**AVAILABLE DATA**
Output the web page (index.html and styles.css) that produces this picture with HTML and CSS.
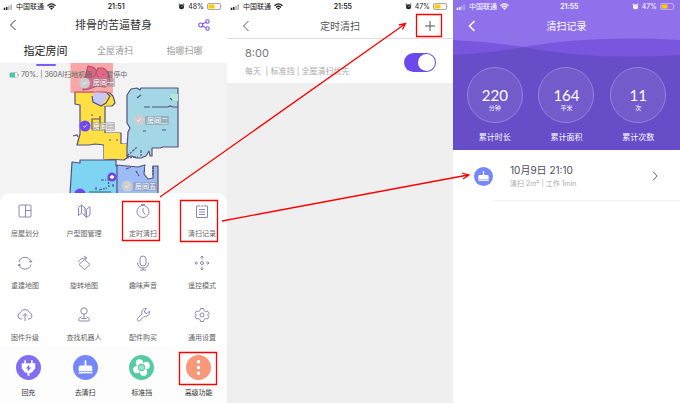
FILE: index.html
```html
<!DOCTYPE html>
<html lang="zh-CN">
<head>
<meta charset="utf-8">
<title>扫地机器人</title>
<link rel="stylesheet" href="styles.css">
</head>
<body>
<svg class="defs" aria-hidden="true">
  <symbol id="signal" viewBox="0 0 10 7"><path fill="currentColor" d="M0 4.500h1.800v2.500H0zM2.600 3.500h1.800V7H2.600z"/><path fill="currentColor" opacity=".35" d="M5.200 2h1.800v5H5.200zM7.800 .500h1.800V7H7.800z"/></symbol>
  <symbol id="wifi" viewBox="0 0 9 7"><path fill="none" stroke="currentColor" stroke-width="1.300" d="M.500 2.700q4-3.600 8 0M2 4.400q2.500-2.200 5 0"/><path fill="currentColor" d="M3 5.300q1.500-1.200 3 0L4.500 6.900z"/></symbol>
  <symbol id="alarm" viewBox="0 0 7 7"><circle cx="3.500" cy="3.700" r="2.500" fill="currentColor"/><path stroke="currentColor" d="M.700 1.700 2 .700M6.300 1.700 5 .700"/><path class="alarm-hand" fill="none" d="M3.200 4.200 4.700 2.700"/></symbol>
  <symbol id="battery" viewBox="0 0 16 7"><rect x=".500" y=".500" width="13" height="6" rx="1.500" fill="none" stroke="currentColor" opacity=".4"/><path fill="#fc0" d="M1.500 1.500h6v4h-6z"/><path fill="currentColor" opacity=".5" d="M14.500 2.500q1 1 0 2z"/></symbol>
  <symbol id="back" viewBox="0 0 8 12"><path fill="none" stroke="currentColor" d="M6.500 1 1.500 6l5 5"/></symbol>
  <symbol id="broom" viewBox="0 0 24 24"><path fill="#fff" d="M11.200 5.500q.800-1.200 1.600 0V10h4q1.700 0 1.700 1.800v3.700h-13v-3.700Q5.500 10 7.200 10h4zM5.500 16.200h13v1.600h-2v-.600h-1v.600h-2v-.600h-1v.600h-2v-.600h-1v.600h-4z"/></symbol>
</svg>

<main class="board">
  <section class="phone control">
    <div class="status">
      <svg class="i-signal"><use href="#signal"/></svg><span>中国联通</span><svg class="i-wifi"><use href="#wifi"/></svg>
      <b class="time">21:51</b>
      <svg class="i-alarm"><use href="#alarm"/></svg><span>48%</span><svg class="i-battery"><use href="#battery"/></svg>
    </div>
    <header class="bar bar-device">
      <button class="icon-btn back" aria-label="返回"><svg class="i-back"><use href="#back"/></svg></button>
      <h1>排骨的苦逼替身</h1>
      <button class="icon-btn share" aria-label="分享"><svg viewBox="0 0 12 12" width="12" height="12"><g fill="none" stroke="currentColor" stroke-width="1.100"><circle cx="2.700" cy="6" r="2"/><circle cx="9.500" cy="2.500" r="1.700"/><circle cx="9.500" cy="9.500" r="1.700"/><path d="m4.500 5 3.300-1.700M4.500 7l3.300 1.700"/></g></svg></button>
    </header>
    <nav class="tabs">
      <a href="#" class="active">指定房间</a><a href="#">全屋清扫</a><a href="#">指哪扫哪</a>
    </nav>
    <div class="map">
      <svg class="floor" viewBox="0 63 227 130" role="img" aria-label="地图">
        <g stroke="#57507f" stroke-width="1.200" stroke-linejoin="round">
          <path fill="#d36fb4" d="m88 66 5 1 4 4 1-3 5 0 3 2 3 5 1 7-5 5-8-1-8 3-6 1 2-12z"/>
          <path fill="#fee045" d="M75 92h30l5 1 3 3 2 7-3 3h-7v27h16v11h7v13l-4 3-20-1v-14l-9-1-6 1H77l3-11v-29l-5-1z"/>
          <path fill="#fee045" stroke="none" d="M104 133h16v11h7v14l-23 1zM104 98l9 7-9 1z"/>
          <path fill="#a3d7e5" d="m131 89 6-1 3 2 1-2h37v59h-15l-3 1h-8v8h-2l-1-5-3 5-5 2h-5l-4-2-5 1v-9l1-16 2-4-3-5V95z"/>
          <path fill="#7dd5f3" d="m70 194 2-32 8 1v-3h36v6l4 2-3 26z"/>
          <path fill="#9dbcf5" d="m117 165 21 2 7-2-1 9 4 5 5-1v-12l5 0v28h-41z"/>
        </g>
        <path fill="#c7c8fa" d="m94 91 15 3-8 12-9-4z"/>
        <path fill="#b0eadb" d="M170 94h8v7h-5l-3-3z"/>
        <path fill="#f3f3f3" d="m145 166 7 1v9l-4 1-3-5z"/>
        <g fill="none" stroke="#57507f" stroke-width="1.200">
          <path d="m92 96 1 6 8 4 5-3 4-7-3-3M92 119h8v10h-8zM137 98l4-3M144 107h6m2 0h16l2-1 3 1h5M143 131h3M162 130h4M91 115h2M100 116v3M109 140h2M116 140h2M73 136l4-1 1 2"/>
          <path d="m127 156 8-7 2-2M126 158l12-1M141 150v6M170 98l3 3M96 187v4M101 180h5M108 178l1 9M113 176h3M113 184v4M99 190l8-2M126 169l5-2M136 171l3 5M153 166v9" stroke-dasharray="3 1 2 1"/>
        </g>
        <path fill="#fe5a5a" fill-opacity=".5" d="M70.500 63h42.500v30H70.500z"/>
        <g class="pins">
          <g fill="#8d8d9a" fill-opacity=".5"><rect x="91" y="78" width="24" height="9" rx="1"/><rect x="91" y="122" width="24" height="9" rx="1"/><rect x="145" y="116" width="24" height="9" rx="1"/><rect x="133" y="182" width="26" height="9" rx="1"/></g>
          <g fill="#cdcdd0"><circle cx="84.500" cy="83" r="5.500"/><circle cx="139" cy="120" r="5.500"/><circle cx="127" cy="186" r="5.500"/></g>
          <g fill="#7045f5"><circle cx="85" cy="126" r="5.500"/><circle cx="112" cy="177" r="4.500"/><circle cx="80" cy="194" r="5.500"/></g>
          <path fill="#fff" d="M110 176h1.200v-1h1.600v1h1.200v2h-1.200v1h-1.600v-1H110z"/>
          <path fill="none" stroke="#fff" stroke-width=".8" d="m82.500 83 1.500 1.500 2.500-3M83 126l1.500 1.500 2.500-3M137 120l1.500 1.500 2.500-3M125 186l1.500 1.500 2.500-3"/>
          <text x="93" y="85">房间一</text><text x="93" y="129">房间三</text><text x="147" y="123">房间二</text><text x="135" y="189">房间五</text>
          <rect x="89" y="191" width="22" height="4" fill="#4e9fb9"/>
        </g>
      </svg>
      <p class="robot"><svg viewBox="0 0 10 6" width="10" height="6"><rect x=".500" y=".500" width="8" height="5" rx="1" fill="#fff" stroke="#c5c5c5"/><path fill="#2ed3a5" d="M1 1h5v4H1z"/><path stroke="#c5c5c5" d="M9.500 2v2"/></svg>70%. | 360AI扫地机器人 - 暂停中</p>
    </div>
    <div class="sheet">
      <button class="tile"><svg viewBox="0 0 18 18"><rect x="3" y="3" width="12" height="12" rx="1"/><path d="M9.500 3v12M9.500 8.500H15"/></svg>房屋划分</button>
      <button class="tile"><svg viewBox="0 0 18 18"><path d="M3.500 13.500v-8l3-2.500 3.500 3v8l-3.500-3zM6.500 3v8M10 6l1.500 1.500L15 4.500v8.500l-3.500 2.500-1.500-1.500M11.500 7.500v8"/></svg>户型图管理</button>
      <button class="tile"><svg viewBox="0 0 18 18"><circle cx="9" cy="9.500" r="6"/><path d="M7 2.500h4M9 6v4l2.500 2.500"/></svg>定时清扫</button>
      <button class="tile"><svg viewBox="0 0 18 18"><path d="M5 4H3.500v11.500h11V4H13M7.500 4h3M6 2.500V5M12 2.500V5M6 7.500h6M6 10h6M6 12.500h6"/></svg>清扫记录</button>
      <button class="tile"><svg viewBox="0 0 18 18"><path d="M3 8A6.200 6.200 0 0 1 15 8M15 10.500A6.200 6.200 0 0 1 3 10.500M13 7l2 1.500 1-2M5 11.500 3 10l-1 2"/></svg>重建地图</button>
      <button class="tile"><svg viewBox="0 0 18 18"><path d="m9.500 5.500 5.500 5-5.500 5-5.500-5zM3.500 8Q5 4 11 4M9 2l3 2-2.500 2"/></svg>旋转地图</button>
      <button class="tile"><svg viewBox="0 0 18 18"><rect x="6" y="2" width="6" height="10" rx="3"/><path d="M3.500 8.500q0 5.500 5.500 5.500t5.500-5.500M9 14v2M6 16h6"/></svg>趣味声音</button>
      <button class="tile"><svg viewBox="0 0 18 18"><circle cx="9" cy="9" r="1.500"/><path d="M9 2v3.500M7.500 3.500 9 2l1.500 1.500M9 12.500V16M7.500 14.500 9 16l1.500-1.500M2 9h3M3.500 7.500 2 9l1.500 1.500M13 9h3M14.500 7.500 16 9l-1.500 1.500"/></svg>遥控模式</button>
      <button class="tile"><svg viewBox="0 0 18 18"><path d="M6 13H5a3.200 3.200 0 0 1-.500-6.300Q5.500 3.500 9 3.500t4.500 3.200A3.200 3.200 0 0 1 13 13h-1M9 15V8M6.500 10 9 7.700l2.500 2.300"/></svg>固件升级</button>
      <button class="tile"><svg viewBox="0 0 18 18"><circle cx="9" cy="5" r="3.200"/><path d="M9 8.200v4.300M6.500 10.500 3.800 13q-1 2 1 2h8.400q2 0 1-2l-2.700-2.500M6.500 12.500h5"/></svg>查找机器人</button>
      <button class="tile"><svg viewBox="0 0 18 18"><path d="M3.500 12.500 8 8q-1-4 2.500-5.500l2-.200-2 2.700.500 2 2 .500L15.500 5q.500 5.500-5.500 5.500L5.500 15q-1.500.500-2-.500t0-2z"/></svg>配件购买</button>
      <button class="tile"><svg viewBox="0 0 18 18"><circle cx="9" cy="9" r="2"/><path d="m7.500 2.500h3l.500 2 1.500 1 2-.500 1.500 2.500L14.500 9l1.500 1.500-1.500 2.500-2-.500-1.500 1-.500 2h-3l-.500-2-1.500-1-2 .500L2 10.500 3.500 9 2 7.500 3.500 5l2 .500 1.500-1z"/></svg>通用设置</button>
    </div>
    <div class="dock">
      <button><svg class="c1" viewBox="0 0 24 24"><path fill="#fff" d="M8 5h1.500v3h5V5H16v3h2.500v5l-3.500 4h-2v3h-2v-3H9l-3.500-4V8H8z"/><path fill="#7868ed" d="m12.800 9-3.300 4h2l-.500 3 3.500-4h-2z"/></svg>回充</button>
      <button><svg class="c2" viewBox="0 0 24 24"><use href="#broom"/></svg>去清扫</button>
      <button><svg class="c3" viewBox="0 0 24 24"><g fill="#fff"><circle cx="10" cy="7.500" r="3.500"/><circle cx="16.500" cy="10" r="3.500"/><circle cx="14" cy="16.500" r="3.500"/><circle cx="7.500" cy="14" r="3.500"/></g><circle cx="12" cy="12" r="3" fill="#9be2ca" stroke="#54cba5"/></svg>标准挡</button>
      <button><svg class="c4" viewBox="0 0 24 24"><path fill="#fff" d="M10.500 5h3v3h-3zM10.500 10.500h3v3h-3zM10.500 16h3v3h-3z"/></svg>高级功能</button>
    </div>
  </section>

  <section class="phone timer">
    <div class="status">
      <svg class="i-signal"><use href="#signal"/></svg><span>中国联通</span><svg class="i-wifi"><use href="#wifi"/></svg>
      <b class="time">21:55</b>
      <svg class="i-alarm"><use href="#alarm"/></svg><span>47%</span><svg class="i-battery"><use href="#battery"/></svg>
    </div>
    <header class="bar bar-page">
      <button class="icon-btn back" aria-label="返回"><svg class="i-back"><use href="#back"/></svg></button>
      <h2>定时清扫</h2>
      <button class="icon-btn" aria-label="添加"><svg viewBox="0 0 10 10" width="10" height="10"><path stroke="#555" d="M0 5h10M5 0v10"/></svg></button>
    </header>
    <div class="schedule">
      <label for="timer-on"><span class="hour">8:00</span><span class="detail">每天&nbsp; | 标准挡 | 全屋清扫优先</span></label>
      <input id="timer-on" class="switch" type="checkbox" role="switch" checked>
    </div>
  </section>

  <section class="phone history">
    <div class="summary">
      <svg class="waves" viewBox="0 0 227 150" preserveAspectRatio="none" aria-hidden="true"><path fill="#9071ec" d="M0 0h227v60H0z"/><path fill="#7956dd" d="M0 40Q40 42 70 47 140 35 227 40v25H0z"/><path fill="#674dc8" d="M0 55q40-2 70-8 70 14 157 8v95H0z"/></svg>
      <div class="status">
        <svg class="i-signal"><use href="#signal"/></svg><span>中国联通</span><svg class="i-wifi"><use href="#wifi"/></svg>
        <b class="time">21:55</b>
        <svg class="i-alarm"><use href="#alarm"/></svg><span>47%</span><svg class="i-battery"><use href="#battery"/></svg>
      </div>
      <header class="bar bar-page">
        <button class="icon-btn back" aria-label="返回"><svg class="i-back bold"><use href="#back"/></svg></button>
        <h2>清扫记录</h2>
      </header>
      <div class="totals">
        <div class="total"><div class="ring"><strong>220</strong><small>分钟</small></div>累计时长</div>
        <div class="total"><div class="ring"><strong>164</strong><small>平米</small></div>累计面积</div>
        <div class="total"><div class="ring"><strong>11</strong><small>次</small></div>累计次数</div>
      </div>
    </div>
    <a class="record" href="#">
      <svg class="c2" viewBox="0 0 24 24"><use href="#broom"/></svg>
      <span class="record-body"><span class="when">10月9日 21:10</span><span class="what">清扫 2m² | 工作 1min</span></span>
      <svg class="next" viewBox="0 0 6 10"><path fill="none" stroke="#666" d="m1 .500 4 4.500-4 4.500"/></svg>
    </a>
  </section>

  <svg class="notes" viewBox="0 0 680 403" aria-hidden="true">
    <g fill="none" stroke="#f00" stroke-width="1.300">
      <path d="M122.500 201.500h37v39h-37zM180.500 200.500h37v41h-37zM179.500 352.500h37v32h-37zM416.500 14.500h25v22h-25z"/>
      <path d="M160 197 405 24M399 25l6.500-1.500-3 6M222 221l246-46M462 173l7 2-6 4"/>
    </g>
  </svg>
</main>
</body>
</html>
```
FILE: styles.css
```css
* { box-sizing: border-box; }
body, h1, h2, p { margin: 0; }
body {
  font-family: Inter, "Noto Sans CJK SC", sans-serif;
  color: #333;
  background: #fff;
}
button {
  padding: 0;
  border: 0;
  background: none;
  font: inherit;
  color: inherit;
  cursor: pointer;
}
a { color: inherit; text-decoration: none; }
svg { display: block; flex: none; }
.defs { position: absolute; width: 0; height: 0; }

.board {
  position: relative;
  display: grid;
  grid-template-columns: 227fr 226fr 227fr;
  min-height: 100vh;
}
.notes {
  position: absolute;
  top: 0;
  left: 0;
  width: 100%;
  pointer-events: none;
}
.phone { display: flex; flex-direction: column; min-width: 0; }

/* Status bar */
.status {
  display: grid;
  grid-template-columns: 10px auto 1fr auto 1fr auto 16px;
  align-items: center;
  gap: 3px;
  height: 13px;
  padding: 0 4px 0 3px;
  font-size: 7px;
  line-height: 12px;
  color: #222;
}
.i-signal { width: 10px; height: 6px; }
.i-wifi { width: 9px; height: 7px; }
.i-alarm { width: 7px; height: 7px; justify-self: end; }
.i-battery { width: 16px; height: 7px; }
.i-back { width: 8px; height: 12px; }
.alarm-hand { stroke: #aaa; stroke-width: 1; }
.time { font-weight: 600; }

/* Title bars */
.bar {
  display: grid;
  grid-template-columns: 28px 1fr 28px;
  align-items: center;
  height: 24px;
  padding: 0 9px;
}
.bar h1, .bar h2 { text-align: center; font-weight: 400; line-height: 16px; }
.bar h1 { font-size: 11px; }
.bar h2 { font-size: 10px; }
.bar-page { height: 26px; }
.icon-btn { display: grid; place-items: center; }
.back { justify-self: start; }
.bar-page .back { padding-left: 6px; }
.share { color: #7956ee; }

/* Robot control */
.control { background: #f3f3f3; }
.control .status, .control .bar { background: #fff; }
.tabs {
  display: grid;
  grid-template-columns: 67px 1fr 67px;
  height: 26px;
  padding: 0 9px 0 12px;
  font-size: 9px;
  line-height: 28px;
  text-align: center;
  color: #999;
  background: #fff;
}
.tabs .active { position: relative; font-size: 11px; color: #222; }
.tabs .active::after {
  content: "";
  position: absolute;
  bottom: -1px;
  left: 50%;
  z-index: 1;
  width: 20px;
  height: 2px;
  margin-left: -10px;
  border-radius: 1px;
  background: #7b5cf5;
}
.map { display: grid; }
.map > * { grid-area: 1 / 1; }
.floor { width: 100%; }
.robot {
  align-self: start;
  display: flex;
  align-items: center;
  gap: 2px;
  padding: 7px 9px;
  font-size: 7px;
  line-height: 10px;
  color: #666;
}
.pins text { font-size: 7px; fill: #fff; }
.sheet {
  display: grid;
  grid-template-columns: repeat(4, 50px);
  justify-content: space-between;
  row-gap: 15px;
  padding: 9px 0 4px;
  border-radius: 10px 10px 0 0;
  background: #fff;
}
.tile, .dock button {
  display: flex;
  flex-direction: column;
  align-items: center;
  font-size: 7px;
  line-height: 10px;
  white-space: nowrap;
}
.tile { gap: 9px; color: #666; }
.tile svg { width: 18px; height: 18px; fill: none; stroke: #8c87b5; stroke-width: 1; }
.dock {
  flex: 1;
  display: grid;
  grid-template-columns: repeat(4, 1fr);
  align-items: start;
  padding: 8px 0 3px;
  background: #fdfdfd;
}
.dock button { gap: 8px; }
.dock svg { width: 25px; height: 25px; border-radius: 50%; }
.c1 { background: #806ff3; }
.c2 { background: #7588fb; }
.c3 { background: #54cba5; }
.c4 { background: #f8977a; }

/* Timer list */
.timer { background: #efefef; }
.timer .status, .timer .bar { background: #fff; }
.timer .bar { border-bottom: 1px solid #ddd; color: #555; }
.schedule {
  display: flex;
  align-items: center;
  justify-content: space-between;
  padding: 5px 17px 3px 18px;
  background: #fff;
}
.schedule label { display: grid; }
.hour { font-size: 11px; line-height: 18px; color: #777; }
.detail { font-size: 8px; line-height: 18px; color: #aaa; }
.switch {
  appearance: none;
  display: flex;
  justify-content: flex-end;
  width: 32px;
  height: 19px;
  margin: 0;
  padding: 1px;
  border-radius: 10px;
  background: #6b49ec;
}
.switch::before { content: ""; width: 17px; height: 17px; border-radius: 50%; background: #fff; }
.switch:not(:checked) { justify-content: flex-start; background: #ccc; }

/* Cleaning history */
.history { background: #fff; }
.summary { position: relative; display: grid; padding-bottom: 7px; color: #fff; }
.summary > * { position: relative; }
.summary > .waves { position: absolute; width: 100%; height: 100%; }
.summary .status { color: #fff; }
.bold { stroke-width: 1.5; }
.totals {
  display: grid;
  grid-template-columns: repeat(3, 1fr);
  padding: 28px 6px 0;
}
.total {
  display: flex;
  flex-direction: column;
  align-items: center;
  gap: 8px;
  font-size: 8px;
  line-height: 12px;
}
.ring {
  display: flex;
  flex-direction: column;
  align-items: center;
  width: 56px;
  height: 56px;
  padding-top: 18px;
  border: 1px solid #9583d9;
  border-radius: 50%;
  background: #735bcc;
}
.ring strong { font: 400 15px/18px Lato, sans-serif; }
.ring small { font-size: 6px; line-height: 8px; }
.record {
  position: relative;
  display: flex;
  align-items: center;
  gap: 17px;
  margin-left: 21px;
  padding: 12px 22px 11px 0;
}
.record::after {
  content: "";
  position: absolute;
  right: 0;
  bottom: 0;
  left: 19px;
  border-bottom: 1px solid #f3f3f3;
}
.record > .c2 { width: 19px; height: 19px; border-radius: 50%; }
.record-body { display: grid; flex: 1; }
.when { font-size: 10px; line-height: 16px; color: #4c4c60; }
.what { font-size: 7px; line-height: 12px; color: #aaa; }
.record > .next { width: 6px; height: 10px; }
```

**WHAT THIS TASK INVOLVES**
Report every line in the data above in which the word "page" appears.

**ANSWER IN FULL**
Output the web page (index.html and styles.css) that produces this picture with HTML and CSS.
    <header class="bar bar-page">
      <header class="bar bar-page">
.bar-page { height: 26px; }
.bar-page .back { padding-left: 6px; }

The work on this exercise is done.